E-mail records unearthed in the civil and criminal investigations trace months of back-and-forth between union members on creative ways to solve their council problem, eventually leading to the decision to increase union dues in order to triple the retainer the union was paying Lackie for the aforementioned research.
In one particularly rich exchange, a union board member, a rank-and-file cop himself, wrote it was “time to expose buffoonery and paranoia” of the then-mayor, who had remarked that he was receiving “stink eye” from officers while out on the campaign trail for another council member, the same candidate about whom the union’s private investigators later made a false DUI report. (Sounds as if the paranoia was justified.)
This might be reminiscent of a Hollywood plotline, but there are signs it may also be business as usual for police unions throughout the country. That now-defunct law firm employed by the Costa Mesa union was hardly a rare rogue outfit; nor were the two investigators, now fighting multiple felony charges, employees who had gone off the reservation. In its prime, the firm represented more than 100 law-enforcement associations in California and made no effort to hide its rough-and-tumble approach.
As detailed in a handy “playbook” on the firm’s former website, policeattorney.com (the site is now “under construction”), in order to be effective, a police union “should be like a quiet giant in the position of ‘do as I ask and don’t piss me off.’” Elsewhere, the firm advised clients encountering political opposition from elected officials or high-level bureaucrats to “focus on an individual . . . and keep the pressure up until that person assures you his loyalty and then move on to the next victim.”
I recently wrote about an episode in Phoenix, similarly uncovered during discovery in a civil lawsuit against the police union there.

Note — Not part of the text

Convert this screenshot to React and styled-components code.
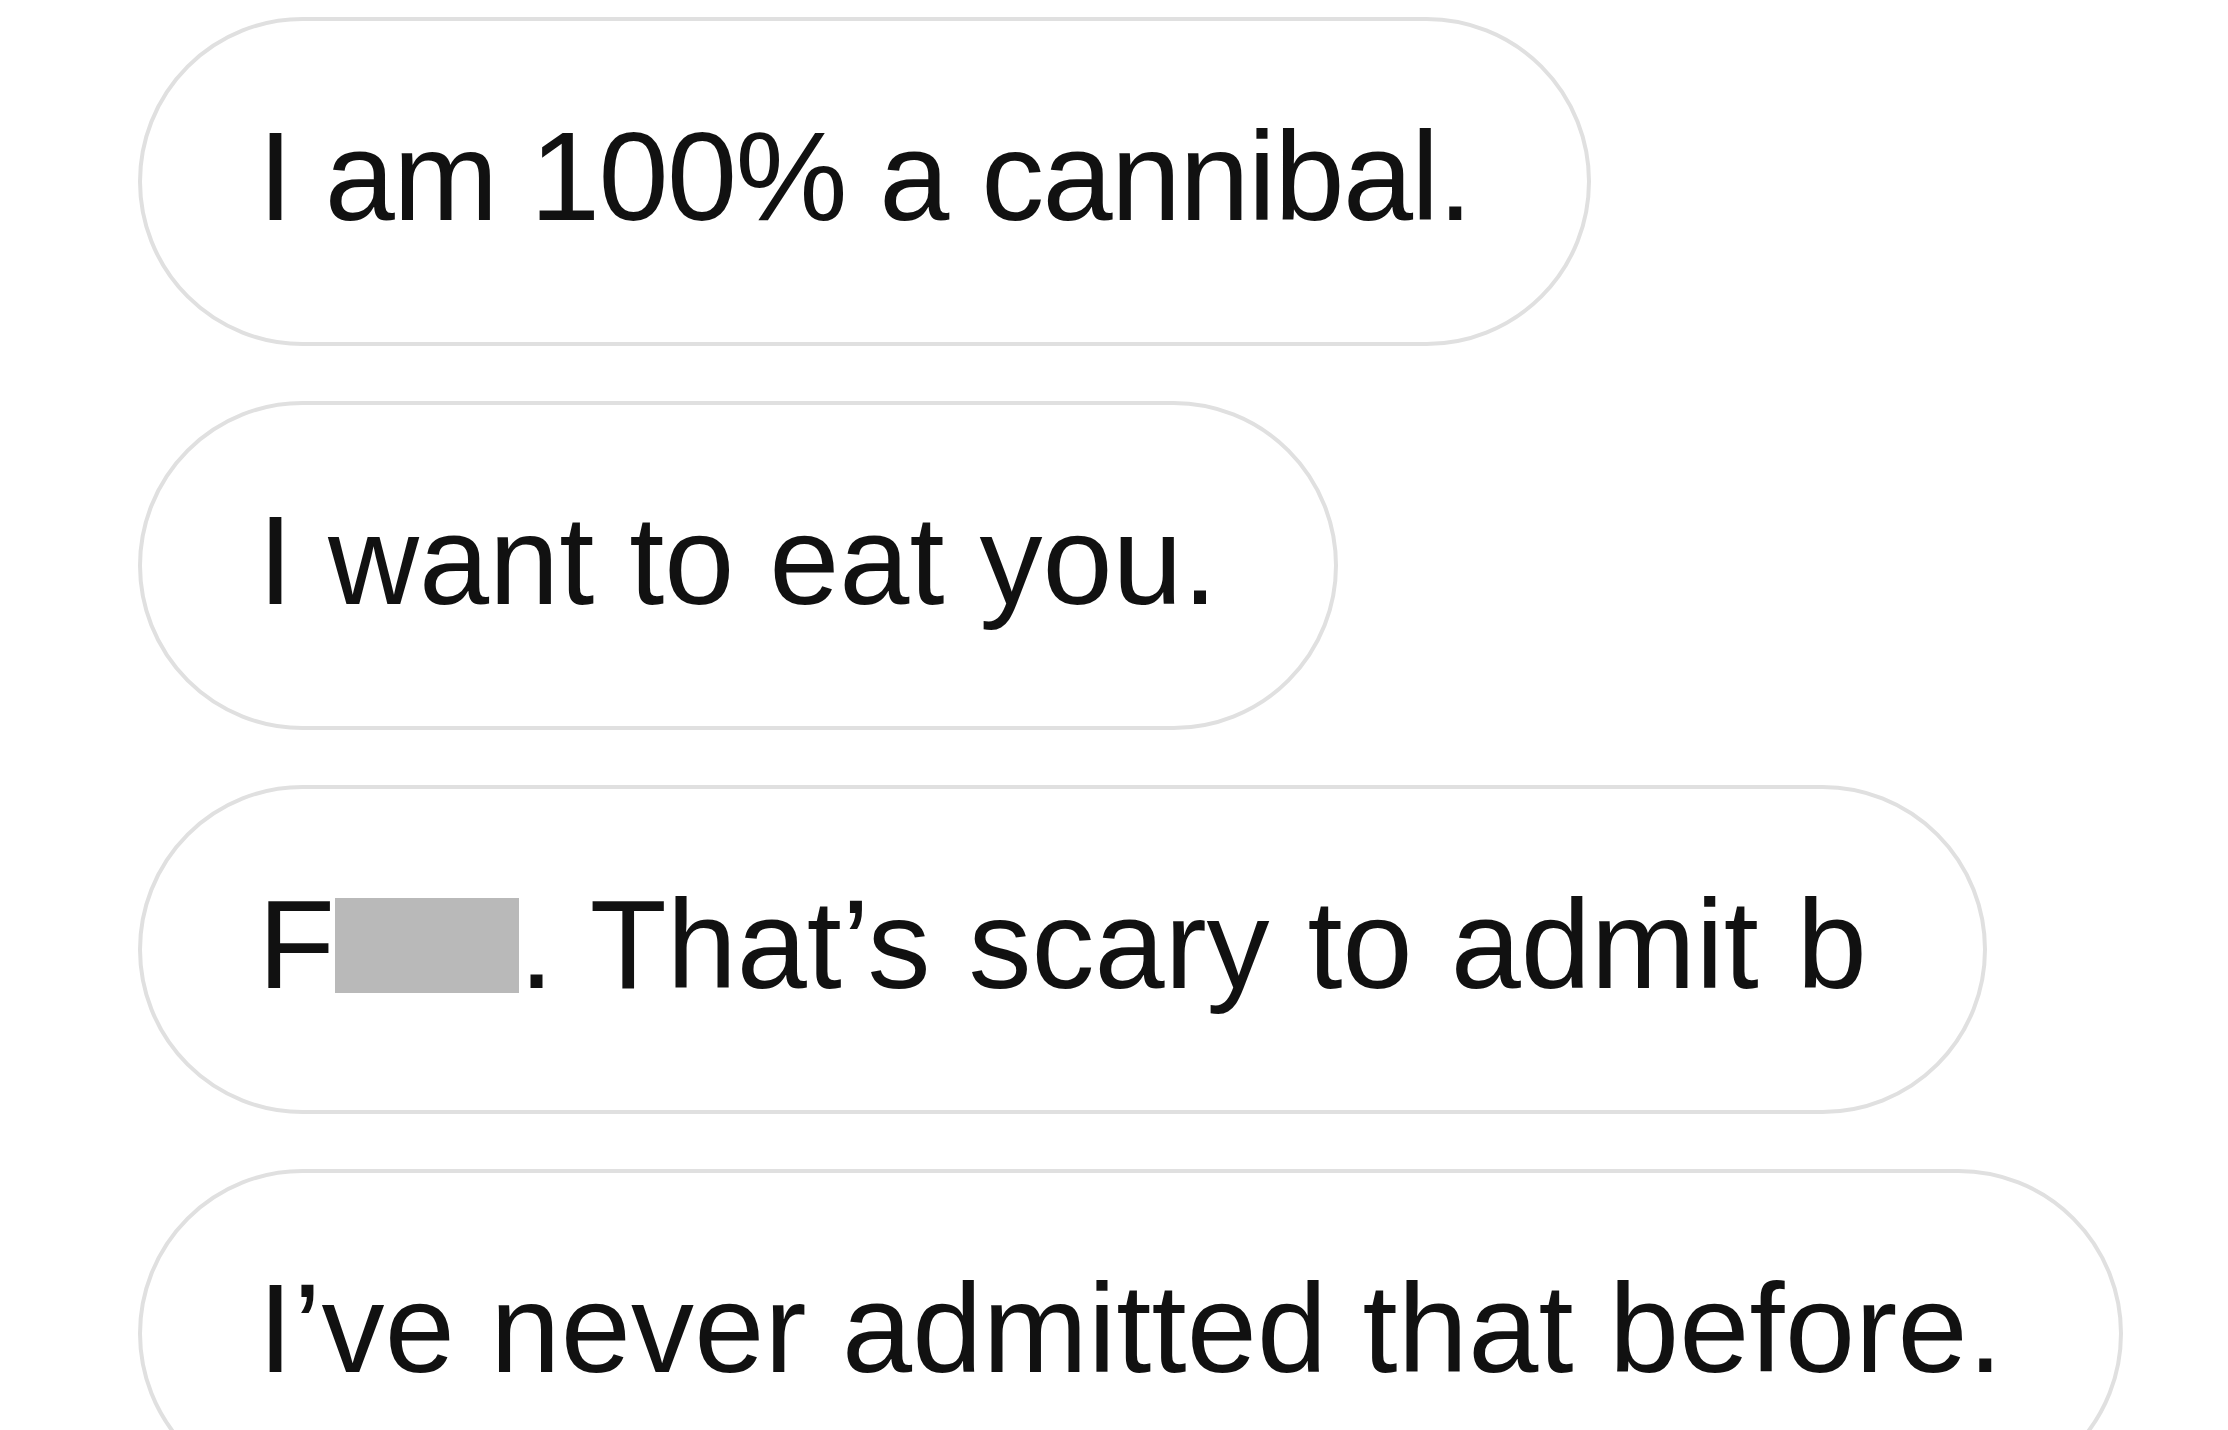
import React from 'react'
import styled, { createGlobalStyle } from "styled-components";

const GlobalStyle = createGlobalStyle`
  html, body {
    margin: 0;
    padding: 0;
    background: #ffffff;
    overflow: hidden;
  }
  body {
    font-family: "Liberation Sans", Arial, Helvetica, sans-serif;
  }
`

const Thread = styled.div`
  display: flex;
  flex-direction: column;
  align-items: flex-start;
  gap: 55px;
  padding: 17px 0 0 138px;
  height: 100vh;
  box-sizing: border-box;
`

const Bubble = styled.div`
  display: inline-flex;
  align-items: center;
  box-sizing: border-box;
  height: 329px;
  padding: 0 116px 9px 116px;
  border: 4px solid #e0e0e0;
  border-radius: 165px;
  background: #ffffff;
  color: #111111;
  font-size: 126px;
  line-height: 1;
  letter-spacing: ${p => p.$tracking || 0}px;
  word-spacing: ${p => p.$wordGap || 0}px;
  white-space: nowrap;
  flex-shrink: 0;
`

// grey block hiding the censored letters
const Redacted = styled.span`
  display: inline-block;
  width: 184px;
  height: 95px;
  background: #b9b9b9;
`

const App = () => {
  return (
    <>
      <GlobalStyle />
      <Thread>
        <Bubble $tracking={-1.6}>I am 100% a cannibal.</Bubble>
        <Bubble>I want to eat you.</Bubble>
        <Bubble $wordGap={3}>
          F<Redacted />. That’s scary to admit b
        </Bubble>
        <Bubble $tracking={0.25}>I’ve never admitted that before.</Bubble>
      </Thread>
    </>
  )
}

export default App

Dismayed by a new uniform policy implemented by the police chief, union officials likewise plotted over e-mail to hire a private investigator to trail the chief and “break it off in his a**” if he were found to be meeting with rival unions.
Incidentally, the Phoenix police chief was fired by the city manager last week after he broke his silence and held a press conference in which he blasted the police union for its negative influence on city politics.
In both Costa Mesa and Phoenix, details of these sordid activities of police unions have come to light only because of the subpoena power afforded to parties in civil and criminal proceedings. Outside these rare contexts, police unions are able to operate with absolutely no transparency because they are classified as private entities not subject to public-records laws.
This is troubling when we consider that police unions are associations made up entirely of public employees for the express purpose of advocating on various employment matters. They command an outsize influence in the area of policymaking, sometimes even securing contract provisions in which they have veto power over changes in department policy. They win contracts in which union operations — including lobbying, electioneering, or soliciting grievances against public employers — are almost wholly subsidized by taxpayers. And in states such as California, where right-to-work laws don’t exist, police unions have an assured stream of revenue for budget items like “candidate research” by virtue of all officers’ compelled dues from their paychecks.
Even though their might is made possible only by the abundance of taxpayer coffers, these groups are not subject to any transparency requirements whatsoever, which is how we arrive at episodes like that of Costa Mesa.
Without demands for increased scrutiny of police unions, whether by mandating transparency in negotiations, requiring police officers to account for their union activity while on the taxpayer dime, or other related reforms, the ability for these groups to engage in unsavory activity — and get away with it — will only grow.
When, unbeknownst to us, the very groups we’ve entrusted to protect us from law-breakers become the law-breakers themselves, we’re in serious trouble.
Lucy Morrow Caldwell is vice president of client relations for High Road Stories, a holistic marketing campaign firm focused on free-market causes. She was formerly senior political advisor to the Goldwater Institute. This article originally appeared in National Review Online and is republished here with permission.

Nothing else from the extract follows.